Now - Last week I spoke about the cliche things I see in a lot of opening pages and while most people agreed, there was also a consensus that these things don't have to be avoided. I agree! So today I want to talk about taking these cliches and turning them on their heads - or sometimes just making them so darn good that it doesn't matter.
- Starting with waking up with or without a dream.
- Some great books start with this! As someone pointed out the Hunger Games is one of them. And that's one of my favorite books. But I can't tell you how many I've seen and I'm not even an agent or editor. So what can you do if you are sure this is the right place to begin?

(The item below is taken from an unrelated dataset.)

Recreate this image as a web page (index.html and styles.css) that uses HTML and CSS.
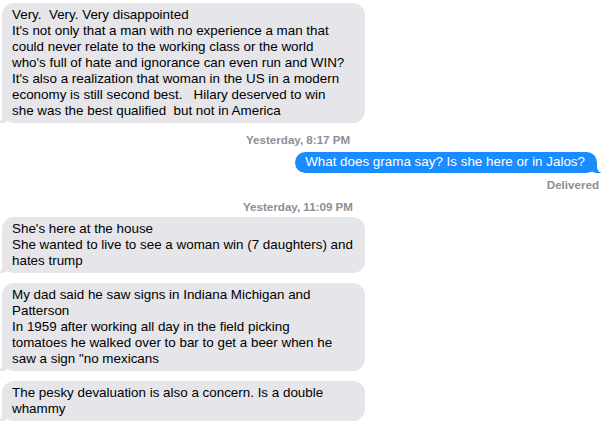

- Make sure it's the right place by asking what the inciting incident is and WHY you feel this is the right place. If you can find anywhere else do so!
- Tell us something new. Katniss woke up feeling for someone next to her that was missing. Someone that shared a room with her entire family and that's different. We also heard about the "reaping" right away and were drawn in by wanting to know more.
- Parent has died and child is in new living situation.
- Sometimes we need to get those parents out of the way so they won't interfere. Or we know they've died because it's important to our story. Unfortunately it's important in a LOT of stories. Some of my own manuscripts are no exception. So what's different?
- Perhaps we can focus on the relationship with the remaining parent instead of the death. Think Beautiful Creatures which both starts with a dream AND has a dead parent. I still love that book!
- Maybe the parent's death was just that. A death. And there's nothing mysterious about it. And if they don't have to be dead, why not give them something else to do? Preoccupy them with another sibling, a job, or *gasp* have them be involved in the characters life, just not the one running the show.
- Teen discovers powers she never knew she had.
- I know, I caught a lot of flack for this one. That's the whole point of the story very often! But I challenge you to ask yourself if it HAS to be that way. And if so, what's so special about your book? I'm not saying that to be mean, just to challenge you before you get out there and start getting rejected over it. I too am working on one of these believe it or not. I try not to usually though. I use someone who knows they have magic/powers. OR the MC doesn't (and neither does the boyfriend LOL). But if we must then...
- Don't make the MC a pathetic loser to begin with. Most of the time we see a meek girl who finds out there's more to her. Make her interesting before she finds her power.
- Don't give us the info right off the bat. You can hint subtly, but draw us in and connect us first.
- Mysterious or drop dead gorgeous guy appears conveniently poised to become the love interest.
- Yeah we all love a hot guy. You all know I have a soft spot for bad boys. But look at Hush Hush (another one I love). We really don't know whether the hot guy is good or bad. In fact (spoiler alert to turn away if you haven't read) he was bad at first and did want to kill her
- So give him a fault. Anything really, small or big. Don't make him perfect! Or better yet let her fall for the non-obvious one.
- "Best friend" boy likes MC but she doesn't realize it.
- I've seen this a lot lately - I suspect trying to make up for the one above. It's true if they've known each other for a while a love relationship is more believable. But maybe he doesn't notice her and it's the other way around? If not:
- Find her another guy to go for and let the poor kid's love go unrequited.
- Don't make it obvious! Make him mean or something to hide his feelings so we can forgive her for not noticing this.
- Perky best friend has it all and MC is shy and awkward.
- Why do our heroic MCs always have a perfect, bubbly friend that you want to smack?
- Give the friend some faults and make your MC just as great. Where is it written that the MC has to be shy?
- At least give that friend a true purpose other than the "sidekick" role. Let her have some fun too and give her a personality other than simply "perfect",
- MC finds it necessary to describe herself by looking in the mirror or thinking about her blonde hair and blue eyes
- Most of you admitted this bugged you. But guess what? I bet we all did it initially and thought we were oh so clever! I know I did! I even use the mirror myself still, but I try to change it up a bit.
- If you feel it absolutely necessary to physically describe your MC, work it in other ways. For example: If your MC is super tall, don't have her say, "I'm six feet and awkward." Show it by having her have to duck to fit somewhere, or slump so she isn't taller than her boyfriend. We'll get the idea.
What do you think? Does this clear it up? Or did I make it all more confusing? Mwahahaha! The point is, rules are there to teach us not to take the easy way out, but to challenge ourselves to make it more unique and interesting. Can they be broken? Yes! But only when it's REALLY necessary and you better do it well.